Tahitian dance chronicles, part three: Dancing towards a new adventure (video)

To’ata Amphitheater, French Polynesia’s biggest Tahitian dance venue, is an open-air wooden stage surrounded by a half-circle of tiered seating for about 4000 people. High-tech lighting on adjustable steel scaffolding surrounds the arena and the stage is backed by a covered, elevated platform for the orchestra. From the stage, the seats seem very close and standing there before the show made me nervous — would I be busting my not-exactly-professional moves while looking my family and friends in the eye? My 200-woman-strong Tahitian dance troupe had rehearsed nine months for this one-night show but as a newbie, this still didn’t seem like enough time to get it right. But here I was, the night of the show and it was too late to change my mind.

While setting up our changing areas before the show, we were told that the maman groups (those of us well-past high school age) couldn’t use the dressing rooms — we’d have to change costumes outside where inevitable lurking spectators could see us. This was not ideal.

Luckily my friend Arvella came to my rescue and said if I helped out dressing the little girl dancers I could use the private rooms. This sounded like a good deal. I got in my first costume, a flamboyant number made out of leaves and vines that made me look like a glamorous swamp monster, then got to work helping the girls. After putting make-up on the first eight-year old, word got around that I had cool sparkly stuff and soon I had a line of wide-eyed cuties asking me for silver eye-shadow and lip gloss; once they were made up I was onto hair and costumes.

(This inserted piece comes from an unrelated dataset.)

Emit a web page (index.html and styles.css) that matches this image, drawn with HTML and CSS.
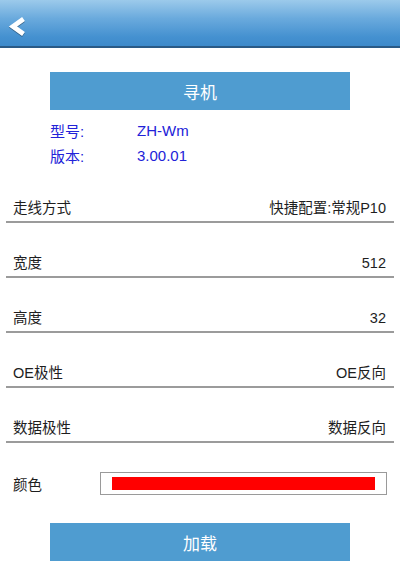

We were all ready and could hear the stands a-chatter with people. It got dark without us noticing and soon we were getting called to take our places. My group was entering the stage from the spectator’s stands after the Advanced-Pro and teenage girls opened the show with flaming torches. We walked up to our starting place at the main entrance of To’ata where people were still buying tickets. Several tourists took pictures of us, and I reflected on how strange it was to finally be a tourist attraction just before moving back to the States after fifteen years in this country.Our drum signal beat and on we went, through the stands and on to the stage shaking our hips, our leaf skirts swishing. Boom, boom! Like a dream our arms were raising and falling, hips never resting, bent knees, straightened knees, spinning and shimming across the stage. We were giving every move all the energy we had. Looking into the bright lights it was impossible to see the audience. I could almost imagine that we were dancing on stage by ourselves; it was perfect. I forgot that my family and friends were even there.

Before I knew it, the first dance was over and we were back in the dressing room but this time there was more to do in less time. I threw on my white fitted dress and flower hair ornament for our next dance then set about putting some little girls’ hair in buns.

After bun number three I looked around and realized I was the only grown up in the room. I ran out to see my group going on stage – I was late! Without thinking I ran on stage to my place (fortunately at the back) and got there a second before the dance began. This was a real rookie move but fortunately few people noticed.

The rest of the performance went on the same schedule: dancing, then running back to the dressing room to get dressed as quickly as possible to help the little girls with their hair and costumes. It was so hectic and fast paced that the most relaxing moments were on stage. I thought I’d be nervous and that I’d have bonding moments with my fellow dancers but there wasn’t time for this. It was all about getting on stage, getting off and working as fast as possible. The night seemed to go by in five minutes and before I knew it we were putting on our big headdresses and grass skirts for the final.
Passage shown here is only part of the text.